What the exercise asks
Copy out all lines of the records in which the word "styled" appears.

[Front-end source files]
"""

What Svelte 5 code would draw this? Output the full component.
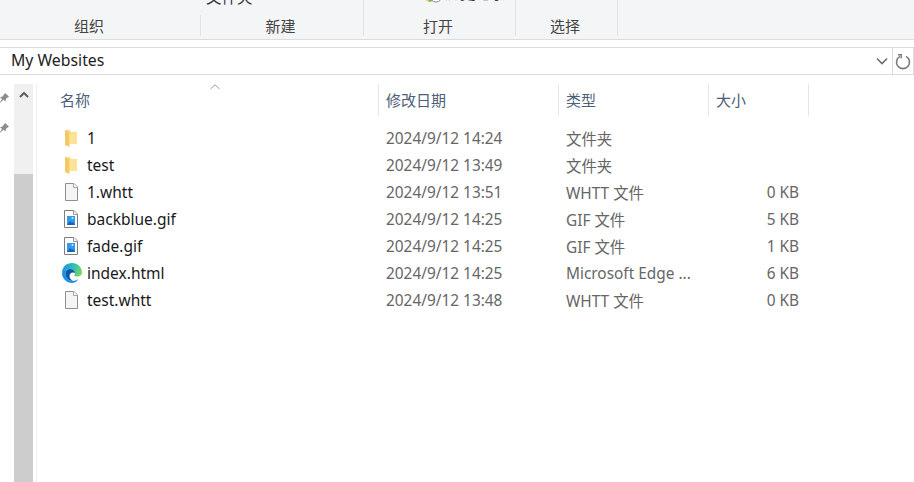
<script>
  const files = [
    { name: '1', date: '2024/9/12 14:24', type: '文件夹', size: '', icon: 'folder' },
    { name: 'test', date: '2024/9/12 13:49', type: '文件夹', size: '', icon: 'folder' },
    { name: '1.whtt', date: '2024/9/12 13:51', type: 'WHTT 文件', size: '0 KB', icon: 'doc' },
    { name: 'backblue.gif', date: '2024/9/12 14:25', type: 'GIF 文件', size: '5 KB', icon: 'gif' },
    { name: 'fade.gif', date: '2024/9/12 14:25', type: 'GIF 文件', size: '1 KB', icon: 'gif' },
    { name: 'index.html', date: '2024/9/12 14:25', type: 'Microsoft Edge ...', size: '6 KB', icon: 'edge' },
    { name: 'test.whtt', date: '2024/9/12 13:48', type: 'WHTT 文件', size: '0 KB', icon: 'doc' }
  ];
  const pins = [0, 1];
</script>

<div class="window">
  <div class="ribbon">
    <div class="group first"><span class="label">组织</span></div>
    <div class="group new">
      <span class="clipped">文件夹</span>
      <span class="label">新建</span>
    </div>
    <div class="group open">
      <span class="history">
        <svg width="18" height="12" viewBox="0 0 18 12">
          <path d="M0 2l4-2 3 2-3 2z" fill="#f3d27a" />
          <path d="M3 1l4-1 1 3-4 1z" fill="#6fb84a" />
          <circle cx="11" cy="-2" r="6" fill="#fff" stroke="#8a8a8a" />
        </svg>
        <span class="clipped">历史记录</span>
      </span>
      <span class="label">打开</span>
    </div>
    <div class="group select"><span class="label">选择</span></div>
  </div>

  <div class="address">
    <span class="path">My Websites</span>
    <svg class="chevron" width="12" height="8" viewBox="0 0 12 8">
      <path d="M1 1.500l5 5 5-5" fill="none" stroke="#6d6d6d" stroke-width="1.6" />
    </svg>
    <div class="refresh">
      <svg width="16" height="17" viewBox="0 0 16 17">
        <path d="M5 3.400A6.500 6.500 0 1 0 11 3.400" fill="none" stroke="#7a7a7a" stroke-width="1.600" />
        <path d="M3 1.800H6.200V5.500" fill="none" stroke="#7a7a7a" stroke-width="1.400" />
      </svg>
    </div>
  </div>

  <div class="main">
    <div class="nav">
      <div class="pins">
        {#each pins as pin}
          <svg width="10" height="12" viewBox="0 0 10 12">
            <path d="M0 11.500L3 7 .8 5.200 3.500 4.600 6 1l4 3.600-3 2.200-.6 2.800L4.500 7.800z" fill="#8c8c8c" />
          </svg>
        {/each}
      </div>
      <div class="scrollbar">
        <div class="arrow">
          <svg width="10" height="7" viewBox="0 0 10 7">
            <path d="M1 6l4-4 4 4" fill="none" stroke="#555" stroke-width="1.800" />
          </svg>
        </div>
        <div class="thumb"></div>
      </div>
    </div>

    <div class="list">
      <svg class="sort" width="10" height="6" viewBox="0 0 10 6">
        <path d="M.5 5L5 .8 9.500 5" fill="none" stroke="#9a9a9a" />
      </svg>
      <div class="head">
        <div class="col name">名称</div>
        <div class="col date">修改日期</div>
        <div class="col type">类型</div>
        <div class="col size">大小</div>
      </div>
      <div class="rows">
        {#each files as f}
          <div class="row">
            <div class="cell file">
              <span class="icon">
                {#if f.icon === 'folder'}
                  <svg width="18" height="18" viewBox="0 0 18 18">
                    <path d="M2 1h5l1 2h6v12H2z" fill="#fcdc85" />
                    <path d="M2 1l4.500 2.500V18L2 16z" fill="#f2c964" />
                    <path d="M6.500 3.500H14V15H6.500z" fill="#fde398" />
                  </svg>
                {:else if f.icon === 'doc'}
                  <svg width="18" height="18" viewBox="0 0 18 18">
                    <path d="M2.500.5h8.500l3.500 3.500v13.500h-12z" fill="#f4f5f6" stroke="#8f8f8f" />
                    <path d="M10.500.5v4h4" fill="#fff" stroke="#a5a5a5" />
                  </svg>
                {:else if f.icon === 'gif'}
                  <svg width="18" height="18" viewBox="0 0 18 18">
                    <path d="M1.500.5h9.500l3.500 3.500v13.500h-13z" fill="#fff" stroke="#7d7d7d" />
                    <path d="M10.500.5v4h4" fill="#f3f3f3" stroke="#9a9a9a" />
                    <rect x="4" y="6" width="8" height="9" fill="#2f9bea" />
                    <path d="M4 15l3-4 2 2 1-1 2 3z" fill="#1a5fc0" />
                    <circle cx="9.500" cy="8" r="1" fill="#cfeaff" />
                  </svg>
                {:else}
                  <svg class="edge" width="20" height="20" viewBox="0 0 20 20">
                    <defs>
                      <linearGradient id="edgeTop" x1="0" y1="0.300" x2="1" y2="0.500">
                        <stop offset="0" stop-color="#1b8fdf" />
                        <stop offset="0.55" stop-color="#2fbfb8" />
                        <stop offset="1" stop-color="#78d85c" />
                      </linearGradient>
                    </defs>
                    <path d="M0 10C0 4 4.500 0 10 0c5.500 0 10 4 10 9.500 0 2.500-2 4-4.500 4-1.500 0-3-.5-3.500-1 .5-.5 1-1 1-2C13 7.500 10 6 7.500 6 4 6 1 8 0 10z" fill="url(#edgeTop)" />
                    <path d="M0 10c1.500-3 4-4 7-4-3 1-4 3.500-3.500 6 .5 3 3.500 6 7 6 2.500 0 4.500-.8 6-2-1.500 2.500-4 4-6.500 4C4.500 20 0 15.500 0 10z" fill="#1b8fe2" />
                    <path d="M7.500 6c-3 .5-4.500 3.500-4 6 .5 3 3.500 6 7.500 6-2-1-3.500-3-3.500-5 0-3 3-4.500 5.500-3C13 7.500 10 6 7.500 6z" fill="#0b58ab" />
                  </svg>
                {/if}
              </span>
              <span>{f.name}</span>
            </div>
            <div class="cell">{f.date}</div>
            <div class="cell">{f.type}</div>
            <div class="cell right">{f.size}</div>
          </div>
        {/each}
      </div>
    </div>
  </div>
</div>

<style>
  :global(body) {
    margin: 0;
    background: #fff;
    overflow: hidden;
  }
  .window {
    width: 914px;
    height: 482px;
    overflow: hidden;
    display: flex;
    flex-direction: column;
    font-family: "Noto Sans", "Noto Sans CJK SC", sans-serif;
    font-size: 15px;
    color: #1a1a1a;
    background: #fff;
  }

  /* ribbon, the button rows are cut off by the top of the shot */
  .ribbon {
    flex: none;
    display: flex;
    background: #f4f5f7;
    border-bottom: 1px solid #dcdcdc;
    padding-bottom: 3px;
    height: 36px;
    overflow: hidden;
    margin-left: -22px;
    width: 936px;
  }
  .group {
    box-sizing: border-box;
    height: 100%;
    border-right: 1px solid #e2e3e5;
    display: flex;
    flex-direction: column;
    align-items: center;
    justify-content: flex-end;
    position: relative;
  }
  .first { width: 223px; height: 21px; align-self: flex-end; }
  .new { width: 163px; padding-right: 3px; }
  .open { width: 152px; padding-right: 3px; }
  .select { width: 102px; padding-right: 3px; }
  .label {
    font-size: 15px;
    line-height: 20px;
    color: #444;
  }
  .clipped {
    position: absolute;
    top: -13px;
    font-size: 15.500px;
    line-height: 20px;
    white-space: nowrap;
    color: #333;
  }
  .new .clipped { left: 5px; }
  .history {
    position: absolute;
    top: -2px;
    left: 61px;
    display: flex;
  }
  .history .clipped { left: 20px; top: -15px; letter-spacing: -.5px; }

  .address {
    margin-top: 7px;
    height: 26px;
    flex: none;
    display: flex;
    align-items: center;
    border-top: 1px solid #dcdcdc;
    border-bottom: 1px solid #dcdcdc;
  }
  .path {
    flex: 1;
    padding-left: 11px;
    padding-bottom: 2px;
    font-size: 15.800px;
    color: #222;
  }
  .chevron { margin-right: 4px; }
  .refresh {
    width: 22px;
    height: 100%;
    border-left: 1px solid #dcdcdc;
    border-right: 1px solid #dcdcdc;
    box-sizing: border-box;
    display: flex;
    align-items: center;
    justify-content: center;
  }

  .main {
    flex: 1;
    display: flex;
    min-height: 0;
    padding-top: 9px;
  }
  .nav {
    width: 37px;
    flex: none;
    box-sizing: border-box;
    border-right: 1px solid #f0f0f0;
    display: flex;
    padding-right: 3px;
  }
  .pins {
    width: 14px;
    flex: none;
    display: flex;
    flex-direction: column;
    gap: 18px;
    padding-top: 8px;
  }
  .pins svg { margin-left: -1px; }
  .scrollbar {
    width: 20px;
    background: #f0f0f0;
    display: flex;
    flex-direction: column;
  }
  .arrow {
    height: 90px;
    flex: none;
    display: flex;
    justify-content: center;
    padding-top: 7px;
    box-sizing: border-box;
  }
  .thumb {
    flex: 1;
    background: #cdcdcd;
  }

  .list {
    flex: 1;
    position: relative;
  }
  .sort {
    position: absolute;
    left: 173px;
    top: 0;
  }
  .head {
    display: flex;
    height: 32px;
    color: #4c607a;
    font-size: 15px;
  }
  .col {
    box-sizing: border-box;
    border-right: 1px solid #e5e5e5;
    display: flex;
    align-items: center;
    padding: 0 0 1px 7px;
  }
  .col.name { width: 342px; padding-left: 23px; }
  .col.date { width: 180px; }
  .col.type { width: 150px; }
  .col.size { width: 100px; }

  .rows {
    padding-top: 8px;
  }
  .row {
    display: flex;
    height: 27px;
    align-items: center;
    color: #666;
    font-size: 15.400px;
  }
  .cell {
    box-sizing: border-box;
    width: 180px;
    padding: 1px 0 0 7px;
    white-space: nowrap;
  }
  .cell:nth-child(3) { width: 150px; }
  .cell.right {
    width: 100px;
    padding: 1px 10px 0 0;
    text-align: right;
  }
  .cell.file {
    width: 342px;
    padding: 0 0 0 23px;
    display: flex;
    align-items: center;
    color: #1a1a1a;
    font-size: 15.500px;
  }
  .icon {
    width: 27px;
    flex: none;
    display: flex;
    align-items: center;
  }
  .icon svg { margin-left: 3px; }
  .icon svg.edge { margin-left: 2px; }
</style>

"""
"""

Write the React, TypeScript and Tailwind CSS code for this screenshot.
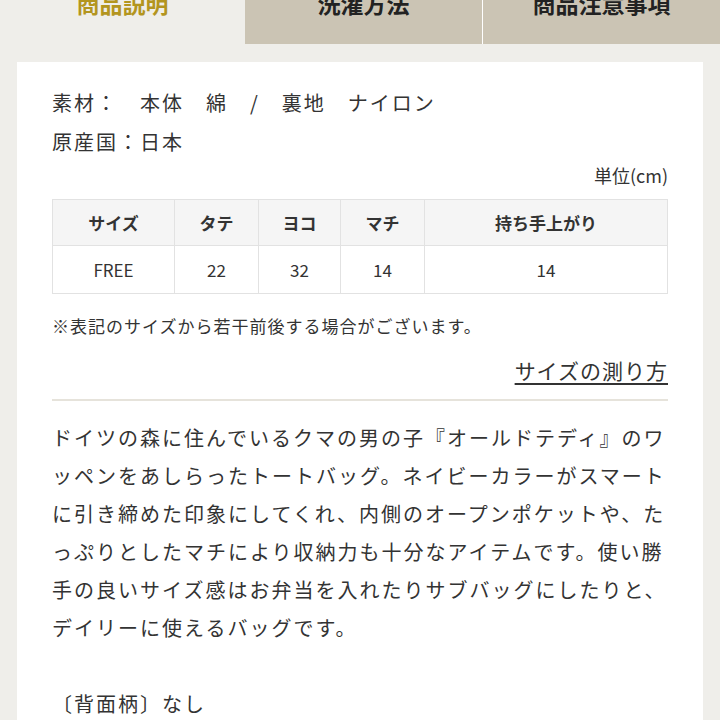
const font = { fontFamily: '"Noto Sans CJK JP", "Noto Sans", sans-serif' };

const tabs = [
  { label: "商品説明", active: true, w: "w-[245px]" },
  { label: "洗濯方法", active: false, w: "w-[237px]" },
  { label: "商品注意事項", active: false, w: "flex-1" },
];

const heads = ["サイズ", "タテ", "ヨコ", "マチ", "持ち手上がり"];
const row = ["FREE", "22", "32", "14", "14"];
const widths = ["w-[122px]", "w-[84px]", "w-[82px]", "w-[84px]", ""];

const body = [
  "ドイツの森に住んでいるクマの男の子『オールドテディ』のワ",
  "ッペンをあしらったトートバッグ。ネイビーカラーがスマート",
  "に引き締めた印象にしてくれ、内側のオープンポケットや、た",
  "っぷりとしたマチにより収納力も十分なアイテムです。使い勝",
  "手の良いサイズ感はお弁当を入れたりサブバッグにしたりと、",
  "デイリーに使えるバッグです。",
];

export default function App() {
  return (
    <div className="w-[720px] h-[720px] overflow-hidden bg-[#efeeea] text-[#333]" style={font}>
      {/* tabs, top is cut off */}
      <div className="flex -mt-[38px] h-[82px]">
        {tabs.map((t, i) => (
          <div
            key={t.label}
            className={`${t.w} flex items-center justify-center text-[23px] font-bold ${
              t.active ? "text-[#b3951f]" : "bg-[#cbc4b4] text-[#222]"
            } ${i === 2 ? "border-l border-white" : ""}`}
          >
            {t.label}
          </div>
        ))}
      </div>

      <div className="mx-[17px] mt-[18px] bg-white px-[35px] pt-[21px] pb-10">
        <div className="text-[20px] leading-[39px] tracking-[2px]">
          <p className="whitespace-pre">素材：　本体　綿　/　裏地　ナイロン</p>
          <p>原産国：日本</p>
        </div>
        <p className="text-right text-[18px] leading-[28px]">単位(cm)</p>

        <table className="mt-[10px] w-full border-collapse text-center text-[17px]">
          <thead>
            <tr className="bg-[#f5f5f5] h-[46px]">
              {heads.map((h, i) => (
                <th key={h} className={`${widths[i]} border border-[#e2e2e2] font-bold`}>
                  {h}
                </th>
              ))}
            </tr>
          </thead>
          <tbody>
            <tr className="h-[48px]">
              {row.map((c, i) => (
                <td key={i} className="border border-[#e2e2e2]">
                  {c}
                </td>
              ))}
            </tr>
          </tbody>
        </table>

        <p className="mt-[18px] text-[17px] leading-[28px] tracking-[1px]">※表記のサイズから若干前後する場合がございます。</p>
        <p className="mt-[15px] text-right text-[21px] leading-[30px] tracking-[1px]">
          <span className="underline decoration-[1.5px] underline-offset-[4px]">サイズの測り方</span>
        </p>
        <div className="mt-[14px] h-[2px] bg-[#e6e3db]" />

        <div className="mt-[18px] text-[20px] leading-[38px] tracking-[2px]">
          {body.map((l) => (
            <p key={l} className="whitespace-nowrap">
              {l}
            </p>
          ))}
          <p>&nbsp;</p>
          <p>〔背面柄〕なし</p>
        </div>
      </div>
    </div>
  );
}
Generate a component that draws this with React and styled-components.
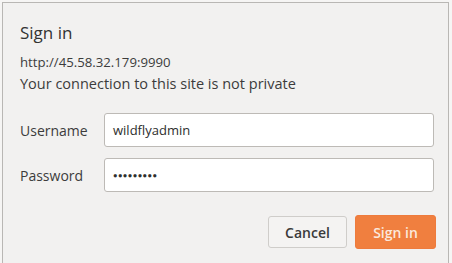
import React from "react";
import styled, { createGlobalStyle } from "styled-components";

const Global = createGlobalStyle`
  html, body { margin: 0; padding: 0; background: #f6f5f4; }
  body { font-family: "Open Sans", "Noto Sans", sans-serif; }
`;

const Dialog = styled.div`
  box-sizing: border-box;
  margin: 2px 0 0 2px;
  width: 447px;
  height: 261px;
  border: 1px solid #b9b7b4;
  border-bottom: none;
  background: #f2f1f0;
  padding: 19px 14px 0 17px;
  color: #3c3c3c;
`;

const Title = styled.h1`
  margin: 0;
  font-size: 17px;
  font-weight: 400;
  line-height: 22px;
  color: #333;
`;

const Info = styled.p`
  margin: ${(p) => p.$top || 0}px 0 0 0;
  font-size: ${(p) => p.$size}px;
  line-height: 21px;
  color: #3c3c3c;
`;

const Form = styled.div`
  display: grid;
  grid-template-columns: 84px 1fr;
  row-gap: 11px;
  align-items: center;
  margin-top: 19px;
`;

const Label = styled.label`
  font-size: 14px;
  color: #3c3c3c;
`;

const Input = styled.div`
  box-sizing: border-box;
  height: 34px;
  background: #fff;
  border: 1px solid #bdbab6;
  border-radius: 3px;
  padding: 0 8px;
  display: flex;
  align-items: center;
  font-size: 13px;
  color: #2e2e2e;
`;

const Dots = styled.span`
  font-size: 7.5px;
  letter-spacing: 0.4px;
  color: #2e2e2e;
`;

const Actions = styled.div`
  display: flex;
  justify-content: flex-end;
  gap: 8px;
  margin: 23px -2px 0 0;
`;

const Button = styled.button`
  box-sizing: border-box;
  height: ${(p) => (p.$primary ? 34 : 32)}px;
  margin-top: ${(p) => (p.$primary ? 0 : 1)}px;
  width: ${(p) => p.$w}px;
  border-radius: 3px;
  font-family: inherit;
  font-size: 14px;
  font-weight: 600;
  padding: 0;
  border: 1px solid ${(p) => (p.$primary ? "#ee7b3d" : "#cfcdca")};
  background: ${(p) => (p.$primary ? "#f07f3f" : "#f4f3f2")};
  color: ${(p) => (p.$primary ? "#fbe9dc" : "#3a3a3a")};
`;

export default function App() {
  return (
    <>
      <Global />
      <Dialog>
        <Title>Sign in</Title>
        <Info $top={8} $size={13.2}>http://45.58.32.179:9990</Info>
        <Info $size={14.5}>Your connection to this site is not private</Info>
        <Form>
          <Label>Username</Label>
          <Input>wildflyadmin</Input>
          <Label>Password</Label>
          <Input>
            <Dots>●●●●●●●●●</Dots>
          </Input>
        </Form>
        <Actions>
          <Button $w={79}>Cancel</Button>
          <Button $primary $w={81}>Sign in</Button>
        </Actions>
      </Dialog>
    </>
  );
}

"""

Answer to the problem
Generate a component that draws this with React and styled-components.
import styled, { createGlobalStyle } from "styled-components";
const Dialog = styled.div`
const Title = styled.h1`
const Info = styled.p`
const Form = styled.div`
const Label = styled.label`
const Input = styled.div`
const Dots = styled.span`
const Actions = styled.div`
const Button = styled.button`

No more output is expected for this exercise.